Got a few of those seemingly ubiquitous glass containers on your hands? Don’t can them: Put them to use.

Part 1


Use Mason Jars to Bake Individual Cheesecakes

Fill jars about three-quarters full with cheesecake mixture. Bake uncovered in a large baking dish, with enough hot water to reach three-quarters of the way up the jars, until set, 25 to 35 minutes. Let cool and top with preserves, if desired. Refrigerate for at least two hours and up to three days.


Use Mason Jars to Organize Art Supplies

Kids can easily see inside the glass jars to find what they’re looking for, from crayons to glue sticks. Go lid-less for extra-long items, like pipe cleaners or colored pencils.


Use Mason Jars as Night Lights

A Mason jar makes a magical homemade night light: Fill a large one with a strand or two of battery-powered lights to add whimsy to a walkway or a nightstand.

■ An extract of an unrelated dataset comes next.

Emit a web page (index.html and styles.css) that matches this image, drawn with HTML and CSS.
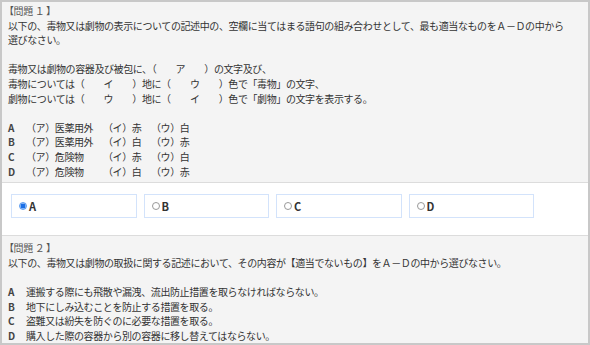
FILE: index.html
```html
<!DOCTYPE html>
<html lang="ja">
<head>
    <meta charset="UTF-8">
    <meta name="viewport" content="width=device-width, initial-scale=1.0">
    <title>問題</title>
    <link rel="stylesheet" href="styles.css">
</head>
<body>
    <div class="frame">
        <!-- Question 1 -->
        <section class="question">
            <p class="q-title">【問題 １ 】</p>
            <p class="gap">以下の、毒物又は劇物の表示についての記述中の、空欄に当てはまる語句の組み合わせとして、最も適当なものをＡ－Ｄの中から<br>選びなさい。</p>
            <p class="gap">毒物又は劇物の容器及び被包に、（　　ア　　）の文字及び、<br>毒物については（　　イ　　）地に（　　ウ　　）色で「毒物」の文字、<br>劇物については（　　ウ　　）地に（　　イ　　）色で「劇物」の文字を表示する。</p>
            <ul class="combo">
                <li><span class="key">A</span><span class="c1">（ア）医薬用外</span><span class="c2">（イ）赤</span><span>（ウ）白</span></li>
                <li><span class="key">B</span><span class="c1">（ア）医薬用外</span><span class="c2">（イ）白</span><span>（ウ）赤</span></li>
                <li><span class="key">C</span><span class="c1">（ア）危険物</span><span class="c2">（イ）赤</span><span>（ウ）白</span></li>
                <li><span class="key">D</span><span class="c1">（ア）危険物</span><span class="c2">（イ）白</span><span>（ウ）赤</span></li>
            </ul>
        </section>

        <!-- Answer buttons -->
        <div class="answers">
            <label class="answer"><input type="radio" name="q1" checked><span>A</span></label>
            <label class="answer"><input type="radio" name="q1"><span>B</span></label>
            <label class="answer"><input type="radio" name="q1"><span>C</span></label>
            <label class="answer"><input type="radio" name="q1"><span>D</span></label>
        </div>

        <!-- Question 2 -->
        <section class="question second">
            <p class="q-title">【問題 ２ 】</p>
            <p class="gap">以下の、毒物又は劇物の取扱に関する記述において、その内容が【適当でないもの】をＡ－Ｄの中から選びなさい。</p>
            <ul class="stmts">
                <li><span class="key">A</span><span>運搬する際にも飛散や漏洩、流出防止措置を取らなければならない。</span></li>
                <li><span class="key">B</span><span>地下にしみ込むことを防止する措置を取る。</span></li>
                <li><span class="key">C</span><span>盗難又は紛失を防ぐのに必要な措置を取る。</span></li>
                <li><span class="key">D</span><span>購入した際の容器から別の容器に移し替えてはならない。</span></li>
            </ul>
        </section>
    </div>
</body>
</html>
```

FILE: styles.css
```css
* {
    margin: 0;
    padding: 0;
    box-sizing: border-box;
}

body {
    font-family: 'Noto Sans CJK JP', 'Noto Sans', sans-serif;
    font-size: 10px;
    letter-spacing: -0.4px;
    line-height: 14.6px;
    color: #333;
    background: #fff;
}

.frame {
    height: 345px;
    border: 2px solid #c8c8c8;
    overflow: hidden;
}

.question {
    background: #f4f4f4;
    padding: 2px 6px 3px 6px;
    border-bottom: 1px solid #dcdcdc;
}

.question.second {
    padding-top: 5px;
    border-bottom: none;
}

.q-title {
    color: #555;
    margin-left: -4px;
}

.gap {
    margin-bottom: 14.6px;
}

ul {
    list-style: none;
}

.combo li,
.stmts li {
    display: flex;
}

.key {
    width: 18px;
    font-weight: bold;
    color: #444;
}

.combo .c1 {
    width: 77px;
}

.combo .c2 {
    width: 48px;
}

/* answer row */
.answers {
    display: flex;
    gap: 7px;
    padding: 11px 9px 17px;
    background: #fff;
    border-bottom: 1px solid #dcdcdc;
}

.answer {
    display: flex;
    align-items: center;
    width: 125.5px;
    height: 24px;
    padding-left: 7px;
    border: 1px solid #d3e3fb;
    font-weight: bold;
    font-size: 11px;
    color: #333;
    cursor: pointer;
}

.answer input {
    appearance: none;
    width: 8px;
    height: 8px;
    margin-right: 2px;
    border: 1px solid #999;
    border-radius: 50%;
    background: #fff;
}

.answer input:checked {
    border-color: #5b9cf0;
    background: radial-gradient(circle, #1a6fe6 55%, #8cb8f4 60%);
}
```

Use Mason Jars as Sewing Kits

Top with a pin cushion of your own making: Separate the sealer and the screw cap. Place the sealer bottom side up on fabric and, using a pencil, draw a circle around it, about an inch wider all around. Use a glue gun to pipe a bit of glue along the rim, then fold the fabric around the rim, creating little bunches as you do. When you’re three-quarters of the way around the lid, stuff cotton batting between the fabric and the lid, making sure it’s even; finish folding the fabric and seal. Apply hot glue to the inside of the screw cap, place the sealer, and press. Allow it to dry.


Use Mason Jars as Desk Organizers

Binder clips in one jar, pencils in another. Practical and inexpensive.


Use Mason Jars as Cocktail Containers

Make a party centerpiece out of drinks: Serve them up in jars garnished with make-your-own flags; use adhesive letters to spell out the phrase of your choice. Guests can help themselves as they take their seats.


Use Mason Jars as Party Lights

When the sun begins to set but your barbecue’s still hopping, scatter jars filled with white votive candles around the yard for a more casual take on hurricane lamps.


Use Mason Jars on Blenders

Busted your blender’s jar? Until you replace it, try this temporary fix: Many detachable blade assemblies screw right onto a small-mouth Mason jar (or a mayo jar, as shown). Don’t fill it by more than half, though, and as with any regular blender, avoid very hot liquids.


Use Mason Jars to Serve Parfaits

For a quick and healthy breakfast, layer yogurt, fruit, granola, pumpkin seeds, and maple syrup in a Mason jar or jelly jar.


Use Mason Jars to Keep Basil Fresh

To preserve fresh basil, trim the ends and stow on the counter in a Mason jar filled with water.


Use Mason Jars as Piggy Banks

Better to drop your loose change at the end of each day into a DIY piggy bank than into your couch cushions.


Use Mason Jars to Present Cookies

Are you a holiday cookie–swapper? Packaging your treats in a simple glass jar will let them shine. Stack cookies or bars with alternating layers of colorful waxed paper for festive flair.